4.1 IT operations management audit

Operations audit scope

IT operations covers the steady-state running of information systems. The auditor examines:

  • Operations governance and organisation.
  • Service management processes.
  • Change management.
  • Incident management.
  • Problem management.
  • Configuration management.
  • Capacity management.
  • Availability management.
  • Performance management.
  • Service-level management.
  • Outsourcing and third-party management.
  • Job scheduling and processing.
  • Backup operations.
  • Monitoring operations.

Each area has specific tests.

ITIL and service management

ITIL (Information Technology Infrastructure Library) is the most widely-adopted framework for IT service management, currently in version 4, providing best practice guidance for delivering IT services aligned with business needs, structured around service value system and service value chain.

ITIL practices include:

General management practices. Strategy, portfolio, architecture, project, risk, financial, organisational change, talent, knowledge, measurement, supplier, continual improvement.

Service management practices. Availability, business analysis, capacity and performance, change enablement, incident, problem, release, service catalogue, service configuration, service continuity, service desk, service design, service level, service request, service validation and testing, monitoring and event.

Technical management practices.

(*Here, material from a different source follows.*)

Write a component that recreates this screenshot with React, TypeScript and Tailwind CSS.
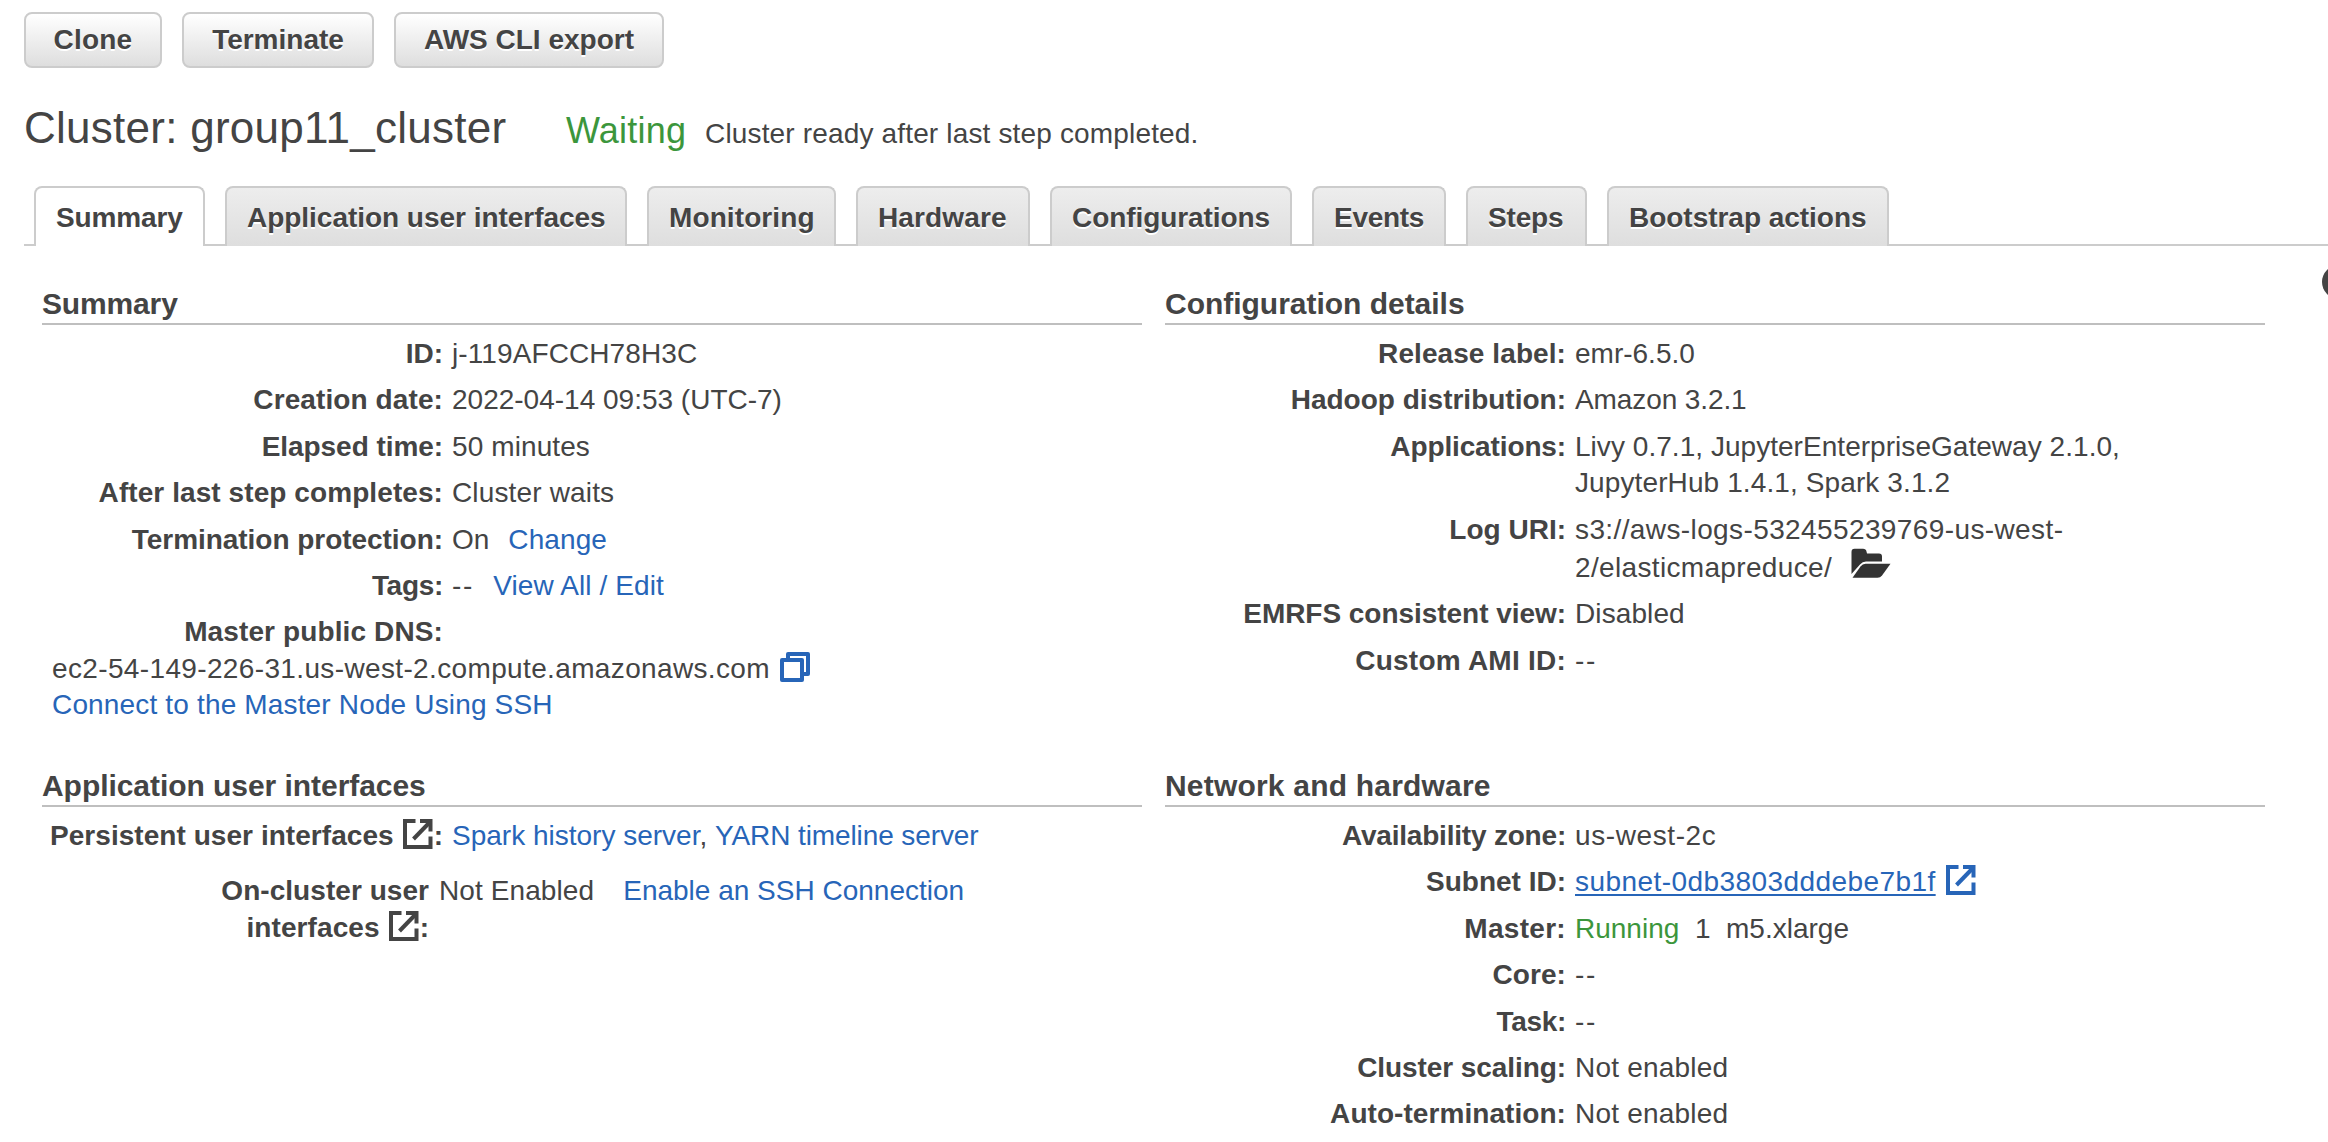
import type { ReactNode } from "react";

const LINK = "text-[#2765b8]";

function ExternalIcon({ className = "" }: { className?: string }) {
  return (
    <svg viewBox="0 0 30 30" className={`inline-block h-[30px] w-[30px] shrink-0 ${className}`} fill="none" stroke="currentColor" strokeWidth="4">
      <path d="M12.5 2H2V28H27.5V17.5" />
      <path d="M10.5 20L26 4" strokeWidth="4" />
      <path d="M17 2H27.5V12.5" />
    </svg>
  );
}

function CopyIcon() {
  return (
    <svg viewBox="0 0 30 30" className={`ml-[10px] mt-[1px] h-[30px] w-[30px] ${LINK}`} fill="none" stroke="currentColor" strokeWidth="4" strokeLinejoin="round">
      <path d="M8 6.5V2H28V22H23.5" />
      <rect x="2" y="8" width="20" height="20" />
    </svg>
  );
}

function FolderIcon() {
  return (
    <svg viewBox="0 0 40 30" className="ml-[19px] h-[30px] w-[40px] text-[#333]" fill="currentColor">
      <path d="M0.5 26V4Q0.5 0.8 3.5 0.8H12Q15 0.8 15.5 3.5L16 5.5H28Q31 5.5 31 8.5V13.5H15Q11.5 13.5 9 16.5Z" />
      <path d="M1.5 29.8L9.5 18.5Q11.5 15.8 14.5 15.8H39.5L31 27.5Q29.3 29.8 26.5 29.8Z" />
    </svg>
  );
}

function Button({ width, children }: { width: string; children: ReactNode }) {
  return (
    <button className={`${width} h-14 rounded-lg border-2 border-[#ccc] bg-linear-to-b from-white to-[#dedede] pt-2 pb-[7px] text-center leading-[36.4px] font-bold text-shadow-[0_2px_0_#fff]`}>
      {children}
    </button>
  );
}

function Tab({ width, active = false, children }: { width: string; active?: boolean; children: ReactNode }) {
  const look = active
    ? "bg-white"
    : "bg-linear-to-b from-[#ededed] to-[#dedede] text-shadow-[0_2px_0_#fff]";
  return (
    <div className={`${width} ${look} -mb-[2px] h-[60px] rounded-t-lg border-2 border-b-0 border-[#ccc] pt-3 pl-5 leading-[36.4px] font-bold whitespace-nowrap`}>
      {children}
    </div>
  );
}

function Section({ title, spacing, children }: { title: string; spacing: string; children: ReactNode }) {
  return (
    <section>
      <h2 className={`mb-[6px] border-b-2 border-[#bfbfbf] text-[30px] leading-[39px] font-bold ${spacing}`}>{title}</h2>
      {children}
    </section>
  );
}

function Row({ label, spacing = "", children }: { label: ReactNode; spacing?: string; children?: ReactNode }) {
  return (
    <div className="flex gap-[9px] py-[5px] whitespace-nowrap">
      <div className={`w-[401px] text-right font-bold ${spacing}`}>{label}</div>
      <div>{children}</div>
    </div>
  );
}

const Dashes = () => <span className="tracking-[1.8px]">--</span>;

export default function App() {
  return (
    <div className="relative h-[1142px] w-full overflow-hidden bg-white pt-3 pl-6 font-['Liberation_Sans',Arial,sans-serif] text-[28px] leading-[36.4px] text-[#444]">
      <div className="flex gap-5">
        <Button width="w-[138px]"><span className="tracking-[0.2px]">Clone</span></Button>
        <Button width="w-[192px]">Terminate</Button>
        <Button width="w-[270px]">AWS CLI export</Button>
      </div>

      <div className="mt-[31px] flex items-baseline whitespace-nowrap">
        <h1 className="w-[542px] text-[44px] leading-[57px] tracking-[0.26px]">Cluster: group11_cluster</h1>
        <span className="w-[139px] text-[36px] leading-[46px] tracking-[0.2px] text-[#3c963c]">Waiting</span>
        <span className="tracking-[0.16px]">Cluster ready after last step completed.</span>
      </div>

      <nav className="mt-[30px] flex h-[60px] gap-5 border-b-2 border-[#ccc] pl-[10px]">
        <Tab width="w-[171px]" active><span className="tracking-[-0.15px]">Summary</span></Tab>
        <Tab width="w-[402px]"><span className="tracking-[-0.03px]">Application user interfaces</span></Tab>
        <Tab width="w-[189px]"><span className="tracking-[0.1px]">Monitoring</span></Tab>
        <Tab width="w-[174px]"><span className="tracking-[0.14px]">Hardware</span></Tab>
        <Tab width="w-[242px]"><span className="tracking-[-0.08px]">Configurations</span></Tab>
        <Tab width="w-[134px]"><span className="tracking-[-0.3px]">Events</span></Tab>
        <Tab width="w-[121px]"><span className="tracking-[-0.15px]">Steps</span></Tab>
        <Tab width="w-[282px]"><span className="tracking-[-0.03px]">Bootstrap actions</span></Tab>
      </nav>

      <main className="mt-[38px] ml-[18px] grid w-[2223px] grid-cols-[1100px_1100px] grid-rows-[482px_376px] gap-x-[23px]">
        <Section title="Summary" spacing="tracking-[-0.15px]">
          <Row label="ID:"><span className="tracking-[0.1px]">j-119AFCCH78H3C</span></Row>
          <Row label="Creation date:" spacing="tracking-[0.1px]">2022-04-14 09:53 (UTC-7)</Row>
          <Row label="Elapsed time:" spacing="tracking-[-0.06px]"><span className="tracking-[0.1px]">50 minutes</span></Row>
          <Row label="After last step completes:" spacing="tracking-[0.08px]"><span className="tracking-[0.15px]">Cluster waits</span></Row>
          <Row label="Termination protection:" spacing="tracking-[-0.04px]">
            On<a className={`ml-[19px] tracking-[0.1px] ${LINK}`}>Change</a>
          </Row>
          <Row label="Tags:" spacing="tracking-[-0.3px]">
            <Dashes /><a className={`ml-[19px] tracking-[0.1px] ${LINK}`}>View All / Edit</a>
          </Row>
          <Row label="Master public DNS:" spacing="tracking-[0.12px]" />
          <div className="-mt-[5px] ml-[10px] whitespace-nowrap">
            <div className="flex h-[36.4px]">
              <span className="tracking-[0.36px]">ec2-54-149-226-31.us-west-2.compute.amazonaws.com</span>
              <CopyIcon />
            </div>
            <a className={`tracking-[0.16px] ${LINK}`}>Connect to the Master Node Using SSH</a>
          </div>
        </Section>

        <Section title="Configuration details" spacing="tracking-[-0.02px]">
          <Row label="Release label:" spacing="tracking-[0.08px]">emr-6.5.0</Row>
          <Row label="Hadoop distribution:"><span className="tracking-[-0.1px]">Amazon 3.2.1</span></Row>
          <Row label="Applications:" spacing="tracking-[-0.13px]">
            <div className="tracking-[0.04px]">Livy 0.7.1, JupyterEnterpriseGateway 2.1.0,</div>
            <div className="tracking-[0.11px]">JupyterHub 1.4.1, Spark 3.1.2</div>
          </Row>
          <Row label="Log URI:">
            <div className="tracking-[0.39px]">s3://aws-logs-532455239769-us-west-</div>
            <div className="flex h-[38.4px]">
              <span className="pt-[2px] tracking-[0.34px]">2/elasticmapreduce/</span>
              <FolderIcon />
            </div>
          </Row>
          <Row label="EMRFS consistent view:" spacing="tracking-[-0.04px]"><span className="tracking-[0.1px]">Disabled</span></Row>
          <Row label="Custom AMI ID:" spacing="tracking-[0.24px]"><Dashes /></Row>
        </Section>

        <Section title="Application user interfaces" spacing="tracking-[-0.05px]">
          <div className="flex gap-[9px] py-[5px] whitespace-nowrap">
            <div className="flex w-[401px] justify-end font-bold">
              <span className="mr-[9px] tracking-[0.05px]">Persistent user interfaces</span>
              <ExternalIcon className="mt-[1px]" />
              <span className="ml-[1px]">:</span>
            </div>
            <div>
              <a className={LINK}>Spark history server</a>, <a className={`tracking-[-0.1px] ${LINK}`}>YARN timeline server</a>
            </div>
          </div>
          <div className="mt-[9px] flex gap-[10px] py-[5px] whitespace-nowrap">
            <div className="w-[387px] font-bold">
              <div className="text-right tracking-[0.05px]">On-cluster user</div>
              <div className="flex justify-end">
                <span className="mr-[9px] tracking-[0.09px]">interfaces</span>
                <ExternalIcon className="mt-[1px]" />
                <span className="ml-[1px]">:</span>
              </div>
            </div>
            <div>
              <span className="tracking-[0.1px]">Not Enabled</span>
              <a className={`ml-[29px] ${LINK}`}>Enable an SSH Connection</a>
            </div>
          </div>
        </Section>

        <Section title="Network and hardware" spacing="tracking-[0.2px]">
          <Row label="Availability zone:" spacing="tracking-[-0.2px]"><span className="tracking-[0.6px]">us-west-2c</span></Row>
          <Row label="Subnet ID:">
            <div className={`flex h-[36.4px] ${LINK}`}>
              <a className="tracking-[0.43px] underline decoration-2 underline-offset-[3px] [text-decoration-skip-ink:none]">subnet-0db3803dddebe7b1f</a>
              <ExternalIcon className="ml-[10px] mt-[1px]" />
            </div>
          </Row>
          <Row label="Master:" spacing="tracking-[0.3px]">
            <span className="text-[#3c963c]">Running</span>{"\u00a0\u00a0"}1{"\u00a0\u00a0"}m5.xlarge
          </Row>
          <Row label="Core:" spacing="tracking-[0.1px]"><Dashes /></Row>
          <Row label="Task:" spacing="tracking-[-0.3px]"><Dashes /></Row>
          <Row label="Cluster scaling:" spacing="tracking-[-0.08px]"><span className="tracking-[0.2px]">Not enabled</span></Row>
          <Row label="Auto-termination:" spacing="tracking-[0.06px]"><span className="tracking-[0.2px]">Not enabled</span></Row>
        </Section>
      </main>

      {/* Round control that hangs over the right edge of the page */}
      <div className="absolute top-[265px] -right-[28px] size-[34px] rounded-full bg-[#444]" />
    </div>
  );
}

Deployment, infrastructure and platform, software development and management.

The auditor uses ITIL as reference for service management maturity assessment.

Change management audit

Change is among the most-audited areas because of its impact:

Process examination.

  • Change request mechanism.
  • Risk assessment for changes.
  • Approval authority by change type.
  • Change Advisory Board (CAB) operation.
  • Implementation procedures.
  • Testing requirements.
  • Rollback procedures.
  • Post-implementation review.

Sample testing.

  • Sample of recent changes selected.
  • For each: trace from request through approval, implementation, verification, closure.
  • Identify deviations from process.

Common findings:

  • Emergency changes overused.
  • Approval inadequate for risk.
  • Testing skipped under pressure.
  • Rollback plans missing.
  • Post-implementation review not performed.
  • Unauthorised changes deployed.
  • Change records incomplete.

For Nepali bank context, NRB IT directives have specific change management requirements; audit typically reports against these.

Incident management audit

Incident management process examined:

Process examination.

  • Incident detection mechanisms.
  • Reporting channels.
  • Triage process.
  • Escalation procedures.
  • Resolution methods.
  • Communication patterns.
  • Documentation requirements.
  • Post-incident review.

Sample testing.

  • Sample of recent incidents.
  • For each: trace through process.
  • Time-to-resolution analysis.
  • Communication adequacy.

Common findings:

  • Detection gaps (incidents missed).
  • Slow detection.
  • Inadequate triage.
  • Communication failures.
  • Documentation gaps.
  • Post-incident review skipped.
  • Lessons not applied.

Problem management audit

Distinct from incident — problem management addresses root causes:

Process.

  • Problem identification (from incidents and proactively).
  • Root cause analysis.
  • Known error tracking.
  • Permanent fix development.
  • Knowledge base maintenance.

Audit.

  • Problems identified from incident patterns.
  • Root cause analysis quality.
  • Fix implementation.
  • Recurrence reduction.

Configuration management audit

Configuration Management Database (CMDB) examined:

Inventory accuracy. Configuration items in CMDB match reality.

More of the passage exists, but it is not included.